Apache OpenOffice (AOO) Bugzilla – Issue 108682
RTF: Non-ascii metadata in exported RTF not properly encoded
Last modified: 2017-05-20 11:19:27 UTC
When writer saves a file as RTF, some non-ascii characters in metadata (e.g. author name) are written literally without hex-escaping, in conflict with the RTF specification and other software expecting all RTF content to be ascii. For example, if you (having a new empty writer document): 1. Set first/last name in Tools->Options->User Data to Ján Ľos; 2. Update document metadata using File->Properties->General->Reset (with 'Apply user data' checked); 3. Save the file as RTF; you'll end up with this declaration inside the RTF: {\info{\upr{\author Ján ?os}{\*\ud{\author J\'e1n \u317\'3fos}}} ... Note that the U+00E1 A WITH ACUTE ACCENT in \upr is encoded as literal byte 0xe1, not as the proper (and later used) escape sequence \'e1, as required for all characters beyond 7-bit ascii by the RTF specification. Same issue applies to other (but not all) characters in the codepage used in the file. For another example, using the name Ján Hraško, in locale sk_SK.UTF-8 and all language settings set to Slovak, results in a file encoded in codepage 1250, with relevant code: {\info{\author Ján Hraško} (converted, the bytes are again 0xe1 and 0x9e, above 127 but not escaped).

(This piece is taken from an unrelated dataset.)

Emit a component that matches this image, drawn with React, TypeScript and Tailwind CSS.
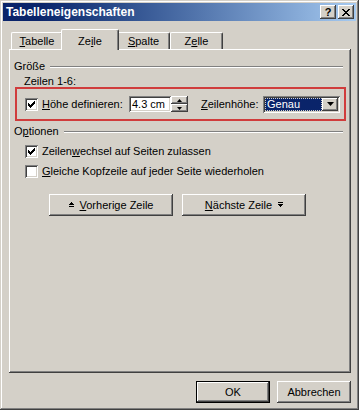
import React from "react";

const raised =
  "shadow-[inset_-1px_-1px_#404040,inset_1px_1px_#ffffff,inset_-2px_-2px_#808080]";
const sunken =
  "shadow-[inset_1px_1px_#808080,inset_-1px_-1px_#ffffff,inset_2px_2px_#404040,inset_-2px_-2px_#d4d0c8]";

const U = ({ children }: { children: React.ReactNode }) => (
  <span className="underline decoration-1 underline-offset-[1px]">{children}</span>
);

const Check = ({ checked }: { checked?: boolean }) => (
  <span className={`flex h-[13px] w-[13px] shrink-0 items-center justify-center bg-white ${sunken}`}>
    {checked && (
      <svg width="7" height="7" viewBox="0 0 7 7" shapeRendering="crispEdges">
        <path
          fill="#000"
          d="M0 2h1v3H0zM1 3h1v3H1zM2 4h1v3H2zM3 3h1v3H3zM4 2h1v3H4zM5 1h1v3H5zM6 0h1v3H6z"
        />
      </svg>
    )}
  </span>
);

const GroupTitle = ({ children }: { children: React.ReactNode }) => (
  <div className="flex h-[13px] items-center pl-[5px] leading-[13px]">
    <span>{children}</span>
    <span className="ml-[5px] mr-[8px] h-[2px] flex-1 border-t border-b border-t-[#808080] border-b-white" />
  </div>
);

const Tab = ({ children, w }: { children: React.ReactNode; w: string }) => (
  <div
    className={`${w} mb-[1px] flex h-[17px] items-center justify-center rounded-t-[2px] border-t border-l border-r border-t-white border-l-white border-r-[#404040] shadow-[inset_-1px_0_#808080]`}
  >
    {children}
  </div>
);

export default function App() {
  return (
    <div className="h-[410px] w-[359px] bg-[#d4d0c8] p-[3px] font-['Liberation_Sans',Arial,sans-serif] text-[11px] text-black shadow-[inset_-1px_-1px_#404040,inset_1px_1px_#d4d0c8,inset_-2px_-2px_#808080,inset_2px_2px_#ffffff]">
      {/* title bar */}
      <div className="flex h-[18px] items-center bg-linear-to-r from-[#0a246a] from-10% to-[#a6caf0] pl-[3px] pr-[2px]">
        <span className="text-[12px] font-bold text-white">Tabelleneigenschaften</span>
        <div className="ml-auto flex gap-[2px]">
          <div className={`flex h-[14px] w-[16px] items-center justify-center bg-[#d4d0c8] text-[11px] font-bold leading-none ${raised}`}>
            ?
          </div>
          <div className={`flex h-[14px] w-[16px] items-center justify-center bg-[#d4d0c8] ${raised}`}>
            <svg width="8" height="7" viewBox="0 0 8 7" shapeRendering="crispEdges">
              <path
                fill="#000"
                d="M0 0h2v1H0zM1 1h2v1H1zM2 2h2v1H2zM3 3h2v1H3zM2 4h2v1H2zM1 5h2v1H1zM0 6h2v1H0zM6 0h2v1H6zM5 1h2v1H5zM4 2h2v1H4zM4 4h2v1H4zM5 5h2v1H5zM6 6h2v1H6z"
              />
            </svg>
          </div>
        </div>
      </div>

      <div className="pl-[6px] pt-[8px]">
        {/* tabs */}
        <div className="flex h-[21px] items-end pl-[2px]">
          <Tab w="w-[52px]">
            <span>
              <U>T</U>abelle
            </span>
          </Tab>
          <div className="relative z-10 -ml-[2px] flex h-[21px] w-[58px] items-start justify-center rounded-t-[2px] border-t border-l border-r border-t-white border-l-white border-r-[#404040] bg-[#d4d0c8] pt-[3px] shadow-[inset_-1px_0_#808080]">
            <span>
              Ze<U>i</U>le
            </span>
          </div>
          <Tab w="w-[53px] -ml-[2px]">
            <span>
              <U>S</U>palte
            </span>
          </Tab>
          <Tab w="w-[53px]">
            <span>
              Z<U>e</U>lle
            </span>
          </Tab>
        </div>

        {/* panel */}
        <div className={`-mt-[1px] h-[324px] w-[342px] ${raised}`}>
          <div className="pt-[11px]">
            <GroupTitle>Größe</GroupTitle>
          </div>
          <div className="mt-[2px] h-[12px] pl-[15px] leading-[13px]">Zeilen 1-6:</div>

          <div className="ml-[6px] flex h-[34px] w-[331px] items-center border-2 border-[#d03c3c] pl-[8px]">
            <Check checked />
            <span className="ml-[4px] w-[87px]">
              <U>H</U>öhe definieren:
            </span>
            <div className={`flex h-[16px] w-[42px] items-center bg-white pl-[3px] ${sunken}`}>4.3 cm</div>
            <div className="flex h-[16px] w-[17px] flex-col">
              <div className={`flex h-[8px] items-center justify-center bg-[#d4d0c8] ${raised}`}>
                <svg width="5" height="3" viewBox="0 0 5 3">
                  <path fill="#000" d="M2.5 0L5 3H0z" />
                </svg>
              </div>
              <div className={`flex h-[8px] items-center justify-center bg-[#d4d0c8] ${raised}`}>
                <svg width="5" height="3" viewBox="0 0 5 3">
                  <path fill="#000" d="M0 0h5L2.5 3z" />
                </svg>
              </div>
            </div>
            <span className="ml-[13px] w-[62px]">
              <U>Z</U>eilenhöhe:
            </span>
            <div className={`flex h-[17px] w-[77px] items-center bg-white p-[2px] ${sunken}`}>
              <div className="flex h-[13px] flex-1 items-center border border-dotted border-[#d4d0c8] bg-[#0a246a] pl-[1px] text-white">
                Genau
              </div>
              <div className={`flex h-[13px] w-[16px] items-center justify-center bg-[#d4d0c8] ${raised}`}>
                <svg width="7" height="4" viewBox="0 0 7 4">
                  <path fill="#000" d="M0 0h7L3.5 4z" />
                </svg>
              </div>
            </div>
          </div>

          <div className="mt-[4px]">
            <GroupTitle>
              O<U>p</U>tionen
            </GroupTitle>
          </div>

          <div className="mt-[7px] flex h-[13px] items-center pl-[16px]">
            <Check checked />
            <span className="ml-[4px]">
              Zeilen<U>w</U>echsel auf Seiten zulassen
            </span>
          </div>
          <div className="mt-[7px] flex h-[13px] items-center pl-[16px]">
            <Check />
            <span className="ml-[4px]">
              <U>G</U>leiche Kopfzeile auf jeder Seite wiederholen
            </span>
          </div>

          <div className="mt-[16px] flex gap-[9px] pl-[40px]">
            <button className={`flex h-[22px] w-[124px] items-center justify-center gap-[6px] bg-[#d4d0c8] ${raised}`}>
              <svg width="5" height="6" viewBox="0 0 5 6" shapeRendering="crispEdges">
                <path fill="#000" d="M2 0h1v1H2zM1 1h3v1H1zM0 2h5v1H0zM0 4h5v1H0z" />
              </svg>
              <span>
                <U>V</U>orherige Zeile
              </span>
            </button>
            <button className={`flex h-[22px] w-[124px] items-center justify-center gap-[6px] bg-[#d4d0c8] ${raised}`}>
              <span>
                <U>N</U>ächste Zeile
              </span>
              <svg width="5" height="6" viewBox="0 0 5 6" shapeRendering="crispEdges">
                <path fill="#000" d="M0 0h5v1H0zM0 2h5v1H0zM1 3h3v1H1zM2 4h1v1H2z" />
              </svg>
            </button>
          </div>
        </div>

        {/* dialog buttons */}
        <div className="mt-[8px] flex w-[342px] justify-end gap-[7px]">
          <button className="h-[22px] w-[74px] border border-black bg-[#d4d0c8] shadow-[inset_-1px_-1px_#404040,inset_1px_1px_#ffffff,inset_-2px_-2px_#808080]">
            OK
          </button>
          <button className={`h-[22px] w-[74px] bg-[#d4d0c8] ${raised}`}>Abbrechen</button>
        </div>
      </div>
    </div>
  );
}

sorry, U+0161 LATIN SMALL LETTER S WITH CARON is 0x9a in cp1250
MRU->HBRINKM: the correct (as MS Word does) format of non-ASCII characters in RTF-Metadata should be as: {\info{\upr{\author J\'e1n ?os}{\*\ud\uc0{\author J\'e1n {\uc1\u317 Los}}}}
I cannot reproduce this bug using ooo320-m19.
Reset assigne to the default "issues@openoffice.apache.org".